Last updated: Tue 7 Apr 2015, 12:54 PM

The FTSEurofirst 300 was down 0.5 percent at 1,042.86 by 1228 GMT, well off a high of 1,058.51 hit earlier in the session when investors had their first chance to react to encouraging U.S. data after a holiday on Tuesday.

Spanish and Italian bourses were the biggest laggards, down 3.2 percent and 2.8 percent respectively, after euro zone March unemployment equalled the 10.9 percent all-time high, driven by rises in the two countries.

Leading Spanish and Italian banks Banco Santander, BBVA, Intesa Sanpaolo and Unicredit fell as much as 4.3 percent.

“At least for banks it doesn’t look that good again,” said Markus Huber, head of German high net worth trading at ETX Capital.

Sentiment was further dampened by data showing U.S. private employers added far fewer jobs in April than expected.

Investors were also waiting for other U.S. data on Wednesday including March U.S. factory orders and revised durable goods orders scheduled for 1400 GMT.

“If it weren’t for the U.S., markets in Europe probably would be much lower, but nobody really wants to turn overly short ahead of U.S. data later. Once they are out of the way things could look different very quickly,” ETX’s Huber said.

The grim euro zone data has thrown the European Central Bank’s meeting this week under the spotlight.

Investors are keen to see whether the ECB is starting to think about cutting rates again and whether it is prepared to bring its bond-buying programme out of hibernation if needed or carry out more cheap long-term funding operations.

Upbeat corporate newsflow gave investors a welcome distraction, with UBS AG bucking the weak trend seen among peers, gaining 4.4 percent after posting healthy results from its flagship private bank.

BSkyB also notched up good gains, climbing 2 percent after it unveiled record nine-month operating profit, boosted by strong broadband growth, as the pay-TV group showed few side effects from the problems affecting its biggest shareholder - Rupert Murdoch’s News Corp.

The quarterly earnings season has got off to a decent start, even as the euro zone debt crisis beats on, with 55 percent of the STOXX 600 companies that have reported so far either meeting or exceeding expectations, Thomson Reuters Starmine data shows.

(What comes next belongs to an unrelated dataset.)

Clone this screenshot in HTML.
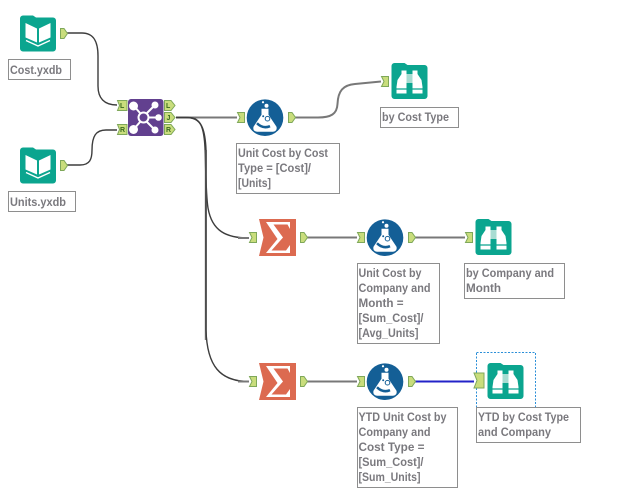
<!DOCTYPE html>
<html>
<head>
<meta charset="utf-8">
<style>
html,body{margin:0;padding:0;background:#fff;width:639px;height:501px;overflow:hidden}
svg{display:block}
text{font-family:"Liberation Sans",sans-serif;font-size:12px;font-weight:bold;fill:#7a797e}
.lb{fill:#fff;stroke:#8e8e8e;stroke-width:1}
.a{fill:#c9dd7c;stroke:#7fa85a;stroke-width:1}
text.al{font-size:7px;fill:#3a6a20;font-weight:bold}
.w{fill:none;stroke:#3d3d3d;stroke-width:1.400}
.g{fill:none;stroke:#787878;stroke-width:2}
</style>
</head>
<body>
<svg width="639" height="501" viewBox="0 0 639 501" xmlns="http://www.w3.org/2000/svg">
<defs>
<g id="book">
<path d="M3 0H13L16 2H33A3 3 0 0 1 36 5V33A3 3 0 0 1 33 36H3A3 3 0 0 1 0 33V3A3 3 0 0 1 3 0Z" fill="#0ba58f"/>
<path d="M5.500 7.500L17 13V27L5.500 22Z M30.500 7.500L19 13V27L30.500 22Z" fill="#fff"/>
<path d="M6 25L18 30.500L30 25" fill="none" stroke="#fff" stroke-width="1.300"/>
</g>
<g id="bino">
<path d="M3 0H13L16 2H33A3 3 0 0 1 36 5V33A3 3 0 0 1 33 36H3A3 3 0 0 1 0 33V3A3 3 0 0 1 3 0Z" fill="#0ba58f"/>
<path d="M10 7.500H15V30.500H5V24L6 17L10 11Z M26 7.500H21V30.500H31V24L30 17L26 11Z" fill="#fff"/>
<rect x="15" y="11" width="6" height="9" fill="#a8dcd2"/>
<path d="M5 26H15M21 26H31" stroke="#0ba58f" stroke-width="1.300"/>
</g>
<g id="flask">
<circle cx="0" cy="0" r="18.300" fill="#145f96"/>
<path d="M-3.500 -9H3.500V-3L11.500 9Q12.500 13.500 8 14H-8Q-12.500 13.500 -11.500 9L-3.500 -3Z" fill="#fff"/>
<path d="M-8 5.500Q-2 11.500 5 8.500" fill="none" stroke="#145f96" stroke-width="2.500"/>
<circle cx="2.500" cy="1" r="2.300" fill="none" stroke="#145f96" stroke-width="1"/>
<circle cx="-1.800" cy="-1.500" r="1" fill="#145f96"/>
<circle cx="1.500" cy="-12" r="2" fill="#fff"/>
<circle cx="-2" cy="-15.500" r="1.100" fill="#fff"/>
</g>
<g id="sum">
<path d="M0 0H37V37H0L4.500 18.500Z" fill="#dc6a50"/>
<path d="M7 3H31V10L28.500 5.500H14.500L24 18.500L12.500 31.500H27L31 26V34H7L18.500 20Z" fill="#fff"/>
</g>
<path id="out" class="a" d="M0.500 0.500H4L7.500 5.500L4 10.500H0.500Z"/>
<path id="in" class="a" d="M0.500 0.500H7.500V10.500H0.500L3 5.500Z"/>
</defs>

<!-- wires -->
<path class="w" d="M67 33H82C94 33 98 42 98 56V86C98 98 104 105 117 105"/>
<path class="w" d="M67 165H80C90 165 92 159 92 150C92 136 96 130 106 130H117"/>
<path class="g" d="M176 117.500H237"/>
<path class="w" d="M176 117.500H188C201 117.500 204 128 205 148C206 178 206 196 208 208C212 231 226 238 249 238"/>
<path class="g" d="M205.800 150V340"/>
<path class="w" d="M176 117.500H186C199 117.500 205 124 206 150V330C207 366 220 381.500 249 381.500"/>
<path class="g" d="M238 238H249M238 381.500H249"/>
<path class="g" d="M295 117.500H318C331 117.500 337 114 337.500 104C338 91 343 85 355 84L381 81.500"/>
<path class="g" d="M307 237.500H357M415 237.500H465M307 381.500H357"/>
<path d="M415 381.500H474" fill="none" stroke="#2323c8" stroke-width="2"/>

<!-- selection -->
<rect x="476.500" y="352.500" width="59" height="56" fill="none" stroke="#2b8fd8" stroke-width="1" stroke-dasharray="2 1.500"/>

<!-- tools -->
<use href="#book" x="20" y="15.500"/>
<use href="#out" x="60" y="28"/>
<rect class="lb" x="8.500" y="59.500" width="62" height="20"/>
<text x="10" y="74" textLength="52" lengthAdjust="spacingAndGlyphs">Cost.yxdb</text>

<use href="#book" x="20" y="147.500"/>
<use href="#out" x="60" y="160"/>
<rect class="lb" x="8.500" y="191.500" width="67" height="20"/>
<text x="10" y="206" textLength="56" lengthAdjust="spacingAndGlyphs">Units.yxdb</text>

<!-- join -->
<rect x="128" y="99" width="35.500" height="37" rx="3" fill="#62408f"/>
<g stroke="#fff" stroke-width="2" fill="none">
<path d="M134 106L140 113M134 129L140 122M155 105L147 113M158 117.500H149M155 130L147 122"/>
<circle cx="143.500" cy="117.500" r="5"/>
</g>
<g fill="#fff">
<circle cx="133.500" cy="106" r="4.500"/><circle cx="133.500" cy="129.500" r="4.500"/>
<circle cx="155" cy="105" r="3.500"/><circle cx="158.500" cy="117.500" r="3.300"/><circle cx="155" cy="130" r="3.500"/>
</g>
<path class="a" d="M117.500 100.500H127V110.500H117.500L119.500 105.500Z"/>
<path class="a" d="M117.500 124.500H127V134.500H117.500L119.500 129.500Z"/>
<path class="a" d="M164.500 100.500H171L175 105.500L171 110.500H164.500Z"/>
<path class="a" d="M164.500 112.500H171L175 117.500L171 122.500H164.500Z"/>
<path class="a" d="M164.500 124.500H171L175 129.500L171 134.500H164.500Z"/>
<text class="al" x="120" y="108">L</text><text class="al" x="120" y="132">R</text>
<text class="al" x="166" y="108">L</text><text class="al" x="166.500" y="120">J</text><text class="al" x="166" y="132">R</text>

<!-- formula 1 -->
<use href="#in" x="237" y="112"/>
<use href="#flask" x="265" y="117.700"/>
<use href="#out" x="288" y="112"/>
<rect class="lb" x="236.500" y="143.500" width="103" height="50"/>
<text x="238" y="157" textLength="90" lengthAdjust="spacingAndGlyphs">Unit Cost by Cost</text>
<text x="238" y="172" textLength="73" lengthAdjust="spacingAndGlyphs">Type = [Cost]/</text>
<text x="238" y="187" textLength="33" lengthAdjust="spacingAndGlyphs">[Units]</text>

<!-- browse 1 -->
<use href="#in" x="381" y="76"/>
<use href="#bino" x="391.500" y="63"/>
<rect class="lb" x="380.500" y="107.500" width="78" height="20"/>
<text x="382" y="121" textLength="67" lengthAdjust="spacingAndGlyphs">by Cost Type</text>

<!-- summarize 1 -->
<use href="#in" x="249" y="232"/>
<use href="#sum" x="259" y="219"/>
<use href="#out" x="300" y="232"/>

<!-- formula 2 -->
<use href="#in" x="357" y="232"/>
<use href="#flask" x="385" y="237.700"/>
<use href="#out" x="408" y="232"/>
<rect class="lb" x="357.500" y="263.500" width="82" height="80"/>
<text x="358.500" y="277" textLength="63" lengthAdjust="spacingAndGlyphs">Unit Cost by</text>
<text x="358.500" y="292" textLength="72" lengthAdjust="spacingAndGlyphs">Company and</text>
<text x="358.500" y="307" textLength="45" lengthAdjust="spacingAndGlyphs">Month =</text>
<text x="358.500" y="322" textLength="65" lengthAdjust="spacingAndGlyphs">[Sum_Cost]/</text>
<text x="358.500" y="337" textLength="60" lengthAdjust="spacingAndGlyphs">[Avg_Units]</text>

<!-- browse 2 -->
<use href="#in" x="465" y="232"/>
<use href="#bino" x="475.500" y="219"/>
<rect class="lb" x="464.500" y="263.500" width="100" height="35"/>
<text x="466" y="277" textLength="88" lengthAdjust="spacingAndGlyphs">by Company and</text>
<text x="466" y="292" textLength="35" lengthAdjust="spacingAndGlyphs">Month</text>

<!-- summarize 2 -->
<use href="#in" x="249" y="376"/>
<use href="#sum" x="259" y="363"/>
<use href="#out" x="300" y="376"/>

<!-- formula 3 -->
<use href="#in" x="357" y="376"/>
<use href="#flask" x="385" y="381.700"/>
<use href="#out" x="408" y="376"/>
<rect class="lb" x="357.500" y="407.500" width="100" height="80"/>
<text x="358.500" y="421" textLength="88" lengthAdjust="spacingAndGlyphs">YTD Unit Cost by</text>
<text x="358.500" y="436" textLength="72" lengthAdjust="spacingAndGlyphs">Company and</text>
<text x="358.500" y="451" textLength="66" lengthAdjust="spacingAndGlyphs">Cost Type =</text>
<text x="358.500" y="466" textLength="65" lengthAdjust="spacingAndGlyphs">[Sum_Cost]/</text>
<text x="358.500" y="481" textLength="62" lengthAdjust="spacingAndGlyphs">[Sum_Units]</text>

<!-- browse 3 -->
<path class="a" d="M474 373H484V388H474L477 380.500Z"/>
<use href="#bino" x="487.500" y="363"/>
<rect class="lb" x="476.500" y="407.500" width="104" height="35"/>
<text x="478" y="421" textLength="91" lengthAdjust="spacingAndGlyphs">YTD by Cost Type</text>
<text x="478" y="436" textLength="73" lengthAdjust="spacingAndGlyphs">and Company</text>
</svg>
</body>
</html>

“I think investors find themselves balancing the difficult macro environment against the positive corporate environment,” Henk Potts, equity strategist at Barclays, said.

“There are some wonderful internationally diversified companies on very cheap valuations in the euro zone that still provide opportunities for investors if they can handle the turbulence, if they can handle the volatility.”

The Euro STOXX 50 trades on a one-year forward price/earnings ratio of 9.1 times, according to Thomson Reuters data.

Broker sentiment was also behind a number of share price moves on Wednesday.

STMicroelectronics was among the biggest FTSEurofirst 300 risers, up 2.5 percent, after Goldman Sachs and Citigroup raised their respective ratings on the European chipmaker to “buy” and “neutral” following a recent sell-off

“Further downside seems limited, and the wireless pessimism appears to be balanced by encouraging fundamentals for all wholly-owned businesses (except Digital),” Citigroup said in a note.

A downgrade from UBS helped send Atlas Copco down 1.8 percent, with the bank cutting its rating on the Swedish engineering group to “sell”.

“We believe that operating leverage has peaked and will remain low for the remainder of this cycle. As a consequence we do not think that Atlas Copco will be able to deliver the level of orders needed to drive outperformance,” UBS said in a note.